== Objective ==
In the listing below, find every line with the string "screenshot" and pull it out.
►
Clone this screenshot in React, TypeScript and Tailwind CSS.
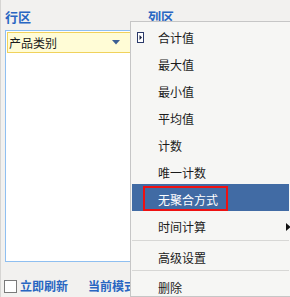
const items = ["合计值", "最大值", "最小值", "平均值", "计数", "唯一计数"];

function MenuRow({ label, first }: { label: string; first?: boolean }) {
  return (
    <div className="relative flex h-[27px] items-center pl-[26px] pt-[5px] text-[12px] text-[#1b1b1b]">
      {first && (
        <svg className="absolute left-[5px] top-[10px]" width="7" height="11" viewBox="0 0 7 11">
          <rect x="0.5" y="0.5" width="6" height="10" fill="#fff" stroke="#2b3a6a" />
          <path d="M2.5 3 L5 5.5 L2.5 8 Z" fill="#1b2440" />
        </svg>
      )}
      {label}
    </div>
  );
}

export default function App() {
  return (
    <div
      className="relative h-[297px] w-[290px] overflow-hidden border-l border-[#d6d5d3] bg-[#f2f1ef]"
      style={{ fontFamily: '"Noto Sans CJK SC", "Noto Sans", sans-serif' }}
    >
      <div className="flex flex-col pl-[4px]">
        <div className="grid h-[30px] grid-cols-[143px_1fr] pt-[9px] text-[13px] font-bold leading-[16px] text-[#2866c2]">
          <span>行区</span>
          <span>列区</span>
        </div>
        <div className="h-[232px] w-[142px] border border-[#8fbff0] bg-white p-[1px]">
          <div className="flex h-[21px] items-center justify-between border border-[#f0d25c] bg-[#fffcd6] pl-[1px] pr-[24px] text-[12px] text-[#1b1b1b]">
            <span>产品类别</span>
            <svg width="8" height="5" viewBox="0 0 8 5">
              <path d="M0 0 H8 L4 4.5 Z" fill="#3c5f93" />
            </svg>
          </div>
        </div>
        <div className="mt-[15px] flex items-center text-[12px] font-bold text-[#2866c2]">
          <span className="h-[13px] w-[13px] -ml-[1px] border border-[#7a7a7a] bg-white" />
          <span className="ml-[3px]">立即刷新</span>
          <span className="ml-[20px]">当前模式</span>
        </div>
      </div>

      <div className="absolute left-[129px] top-[21px] bottom-0 w-[161px] border border-[#c6c6c6] bg-[#f6f6f4] p-[1px]">
        <div className="-mt-[1px]">
          {items.map((l, i) => (
            <MenuRow key={l} label={l} first={i === 0} />
          ))}
          <div className="flex h-[27px] items-center bg-[#416ba4] pl-[11px] text-[12px] text-white">
            <span className="mt-[2px] flex h-[25px] items-center border-2 border-[#ee1111] pl-[13px] pr-[8px] pt-[2px]">
              无聚合方式
            </span>
          </div>
          <div className="relative">
            <MenuRow label="时间计算" />
            <svg className="absolute right-[-2px] top-[12px]" width="5" height="8" viewBox="0 0 5 8">
              <path d="M0 0 L4.5 4 L0 8 Z" fill="#111" />
            </svg>
          </div>
          <div className="my-[2px] h-[1px] bg-[#d7d7d5]" />
          <div className="-mt-[1px]">
            <MenuRow label="高级设置" />
          </div>
          <div className="my-[1px] h-[1px] bg-[#d7d7d5]" />
          <MenuRow label="删除" />
        </div>
      </div>
    </div>
  );
}
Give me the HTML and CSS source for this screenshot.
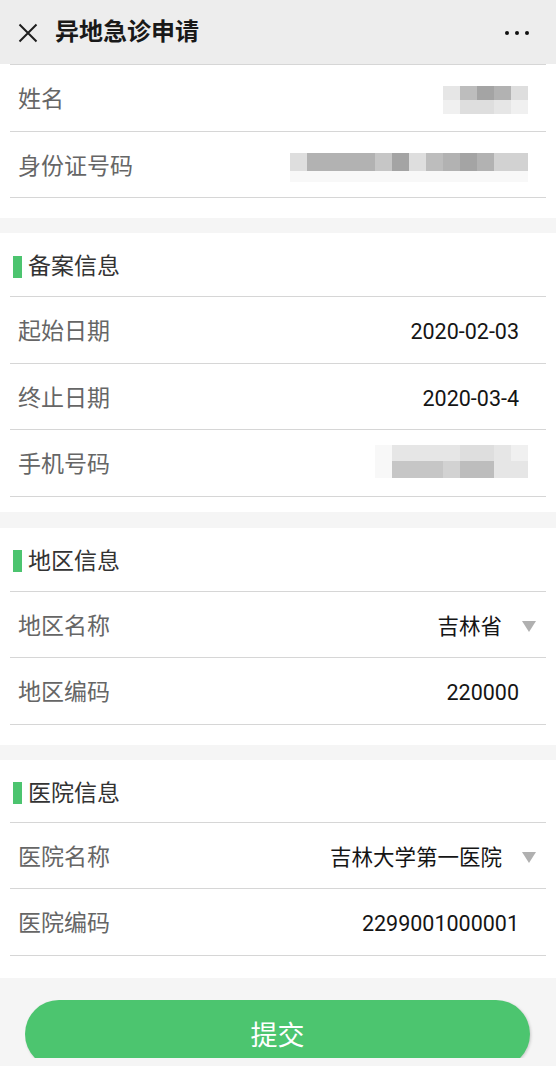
FILE: index.html
```html
<!DOCTYPE html>
<html lang="zh-CN">
<head>
<meta charset="utf-8">
<title>异地急诊申请</title>
<link rel="stylesheet" href="styles.css">
</head>
<body>
<div class="page">
  <header class="topbar">
    <svg class="close" width="20" height="20" viewBox="0 0 20 20"><path d="M1.5 1.5 L18.5 18.5 M18.5 1.5 L1.5 18.5" stroke="#1e1e1e" stroke-width="2" fill="none"/></svg>
    <h1 class="title">异地急诊申请</h1>
    <div class="more"><span class="dot"></span><span class="dot"></span><span class="dot"></span></div>
  </header>

  <section class="section">
    <div class="list list-top">
      <div class="row"><span class="label">姓名</span>
        <div class="blur blur-name">
          <i class="c s9"></i><i class="c s5"></i><i class="c s3"></i><i class="c s4"></i><i class="c s8"></i>
          <i class="c s10"></i><i class="c s8"></i><i class="c s8"></i><i class="c s9"></i><i class="c s10"></i>
        </div>
      </div>
      <div class="row"><span class="label">身份证号码</span>
        <div class="blur blur-id">
          <i class="c s8"></i><i class="c s4"></i><i class="c s4"></i><i class="c s4"></i><i class="c s4"></i><i class="c s6"></i><i class="c s3"></i><i class="c s8"></i><i class="c s5"></i><i class="c s4"></i><i class="c s3"></i><i class="c s4"></i><i class="c s7"></i><i class="c s7"></i>
          <i class="c s11"></i><i class="c s11"></i><i class="c s11"></i><i class="c s11"></i><i class="c s11"></i><i class="c s11"></i><i class="c s11"></i><i class="c s11"></i><i class="c s11"></i><i class="c s11"></i><i class="c s11"></i><i class="c s11"></i><i class="c s11"></i><i class="c s11"></i>
        </div>
      </div>
    </div>
  </section>

  <section class="section section-tight">
    <div class="list">
      <div class="sec-head"><span class="bar"></span><span class="sec-title">备案信息</span></div>
      <div class="row"><span class="label">起始日期</span><span class="value">2020-02-03</span></div>
      <div class="row"><span class="label">终止日期</span><span class="value">2020-03-4</span></div>
      <div class="row"><span class="label">手机号码</span>
        <div class="blur blur-phone">
          <i class="c s11"></i><i class="c s9"></i><i class="c s9"></i><i class="c s9"></i><i class="c s9"></i><i class="c s8"></i><i class="c s8"></i><i class="c s9"></i><i class="c s10"></i>
          <i class="c s11"></i><i class="c s6"></i><i class="c s6"></i><i class="c s6"></i><i class="c s7"></i><i class="c s5"></i><i class="c s5"></i><i class="c s9"></i><i class="c s9"></i>
        </div>
      </div>
    </div>
  </section>

  <section class="section">
    <div class="list">
      <div class="sec-head"><span class="bar"></span><span class="sec-title">地区信息</span></div>
      <div class="row"><span class="label">地区名称</span><span class="value value-select">吉林省<span class="caret"></span></span></div>
      <div class="row"><span class="label">地区编码</span><span class="value">220000</span></div>
    </div>
  </section>

  <section class="section section-last">
    <div class="list">
      <div class="sec-head sec-head-short"><span class="bar"></span><span class="sec-title">医院信息</span></div>
      <div class="row"><span class="label">医院名称</span><span class="value value-select">吉林大学第一医院<span class="caret"></span></span></div>
      <div class="row"><span class="label">医院编码</span><span class="value">2299001000001</span></div>
    </div>
  </section>

  <footer class="footer">
    <div class="btn-clip"><button class="submit" type="button">提交</button></div>
  </footer>
</div>
</body>
</html>
```

FILE: styles.css
```css
* { box-sizing: border-box; margin: 0; padding: 0; }
html, body { background: #f5f5f5; }
body {
  font-family: Roboto, "Noto Sans CJK SC", "Noto Sans", sans-serif;
  width: 556px;
  height: 1066px;
  overflow: hidden;
}
.page { display: flex; flex-direction: column; }

.topbar {
  height: 64px;
  background: #ededed;
  display: flex;
  align-items: center;
  padding: 0 18px;
}
.close { flex: none; margin-top: 1px; }
.title {
  font-size: 24px;
  font-weight: 700;
  color: #191919;
  margin-left: 17px;
  flex: 1;
  line-height: 1;
}
.more { display: flex; gap: 6px; margin-right: 9px; margin-top: 1px; }
.dot { width: 4px; height: 4px; border-radius: 50%; background: #111; }

.section {
  background: #fff;
  padding-bottom: 20px;
  margin-bottom: 15px;
}
.section-tight { padding-bottom: 15px; margin-bottom: 16px; }
.section-last { padding-bottom: 22px; margin-bottom: 0; }

.list { margin: 0 10px; }
.list-top { border-top: 1px solid #d6d6d6; }

.sec-head {
  height: 64px;
  border-bottom: 1px solid #d6d6d6;
  display: flex;
  align-items: center;
  padding-left: 3px;
  padding-top: 4px;
}
.sec-head-short { height: 63px; padding-top: 5px; }
.bar { width: 9px; height: 22px; background: #4cc46f; margin-right: 6px; }
.sec-title { font-size: 23px; color: #333; line-height: 1; }

.row {
  height: 66.5px;
  border-bottom: 1px solid #d6d6d6;
  display: flex;
  align-items: center;
  justify-content: space-between;
  padding: 4px 27px 0 8px;
}
.label { font-size: 23px; color: #666; line-height: 1; }
.value { font-size: 21.5px; color: #151515; line-height: 1; }
.value-select { display: flex; align-items: center; margin-right: -17px; }
.caret {
  width: 0; height: 0;
  border-left: 7px solid transparent;
  border-right: 7px solid transparent;
  border-top: 11px solid #b0b0b0;
  margin-left: 20px;
}

.blur { display: grid; margin-right: -9px; }
.blur .c { display: block; }
.blur-name { grid-template-columns: repeat(5, 17px); grid-template-rows: 14px 14px; margin-top: 0; }
.blur-id { grid-template-columns: repeat(14, 17px); grid-template-rows: 18px 11px; margin-top: 3px; }
.blur-phone { grid-template-columns: repeat(9, 17px); grid-template-rows: 16px 17px; margin-top: -6px; }

.s3 { background: #a4a4a4; }
.s4 { background: #b2b2b2; }
.s5 { background: #bdbdbd; }
.s6 { background: #c6c6c6; }
.s7 { background: #d2d2d2; }
.s8 { background: #dedede; }
.s9 { background: #e6e6e6; }
.s10 { background: #f0f0f0; }
.s11 { background: #f8f8f8; }

.footer { padding: 22px 0 8px 25px; display: flex; }
.btn-clip { height: 58px; overflow: hidden; width: 510px; padding-right: 4px; }
.submit {
  display: block;
  width: 505px;
  height: 68px;
  border: none;
  border-radius: 34px;
  background: #4cc56f;
  color: #fff;
  font-family: "Noto Sans CJK SC", sans-serif;
  font-size: 27px;
  box-shadow: 1px 1px 3px rgba(0,0,0,0.18);
}
```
◄
== Task result ==
Clone this screenshot in React, TypeScript and Tailwind CSS.
Give me the HTML and CSS source for this screenshot.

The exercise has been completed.